» **Source excerpt**:
-- begin --
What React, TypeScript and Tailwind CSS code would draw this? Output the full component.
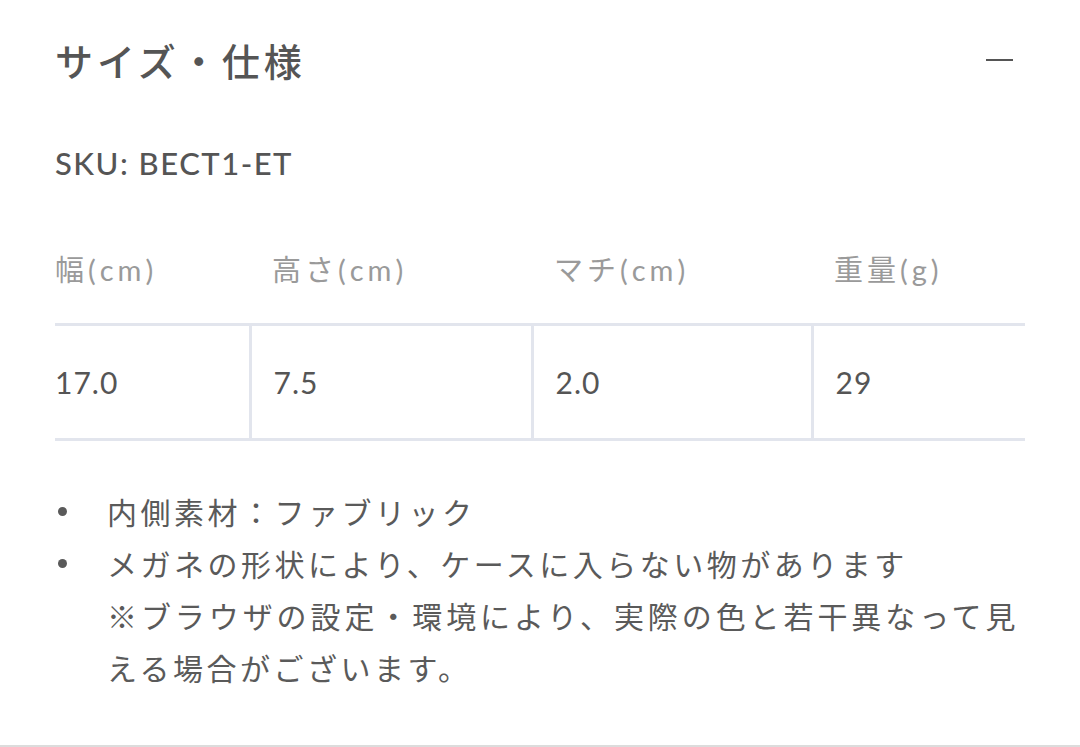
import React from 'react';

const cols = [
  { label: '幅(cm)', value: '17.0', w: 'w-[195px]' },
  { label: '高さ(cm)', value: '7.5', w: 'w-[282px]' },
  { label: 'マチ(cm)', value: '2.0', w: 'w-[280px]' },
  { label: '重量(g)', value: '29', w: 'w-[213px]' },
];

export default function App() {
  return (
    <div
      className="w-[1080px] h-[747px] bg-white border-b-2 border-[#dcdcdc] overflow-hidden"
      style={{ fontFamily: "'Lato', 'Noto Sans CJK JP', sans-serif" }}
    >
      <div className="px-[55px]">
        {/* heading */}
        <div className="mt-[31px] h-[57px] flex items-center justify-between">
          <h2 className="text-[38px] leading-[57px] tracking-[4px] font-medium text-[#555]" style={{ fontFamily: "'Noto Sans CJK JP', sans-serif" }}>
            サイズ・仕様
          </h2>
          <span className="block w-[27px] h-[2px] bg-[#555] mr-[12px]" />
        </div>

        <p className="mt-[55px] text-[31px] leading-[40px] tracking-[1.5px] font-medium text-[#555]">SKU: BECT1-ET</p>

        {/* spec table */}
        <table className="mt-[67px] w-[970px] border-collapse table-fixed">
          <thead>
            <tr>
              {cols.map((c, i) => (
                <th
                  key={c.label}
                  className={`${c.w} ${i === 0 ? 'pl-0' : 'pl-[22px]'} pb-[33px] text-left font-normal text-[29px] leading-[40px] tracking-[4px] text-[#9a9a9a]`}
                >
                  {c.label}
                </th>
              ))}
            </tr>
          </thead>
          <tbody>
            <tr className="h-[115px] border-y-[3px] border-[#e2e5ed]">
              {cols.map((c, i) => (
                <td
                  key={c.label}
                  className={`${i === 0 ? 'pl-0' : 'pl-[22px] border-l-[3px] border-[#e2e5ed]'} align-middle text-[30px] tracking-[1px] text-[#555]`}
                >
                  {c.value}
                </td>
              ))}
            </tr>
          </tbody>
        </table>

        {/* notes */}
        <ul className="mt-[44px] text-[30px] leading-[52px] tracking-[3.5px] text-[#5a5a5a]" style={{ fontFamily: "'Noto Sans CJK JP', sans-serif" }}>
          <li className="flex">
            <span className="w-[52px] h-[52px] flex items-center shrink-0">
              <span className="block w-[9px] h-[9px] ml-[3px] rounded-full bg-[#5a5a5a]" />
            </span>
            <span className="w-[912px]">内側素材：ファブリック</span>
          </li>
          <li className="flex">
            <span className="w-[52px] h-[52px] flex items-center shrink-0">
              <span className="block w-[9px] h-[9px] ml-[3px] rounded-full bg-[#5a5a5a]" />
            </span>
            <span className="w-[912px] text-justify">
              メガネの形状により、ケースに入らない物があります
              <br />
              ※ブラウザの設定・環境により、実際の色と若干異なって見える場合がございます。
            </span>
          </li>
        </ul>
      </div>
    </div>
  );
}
-- end --
Return the material line for line, from its beginning to the line that contains "import React from 'react';", with the pictures left out.

» **Problem solution**:
What React, TypeScript and Tailwind CSS code would draw this? Output the full component.
import React from 'react';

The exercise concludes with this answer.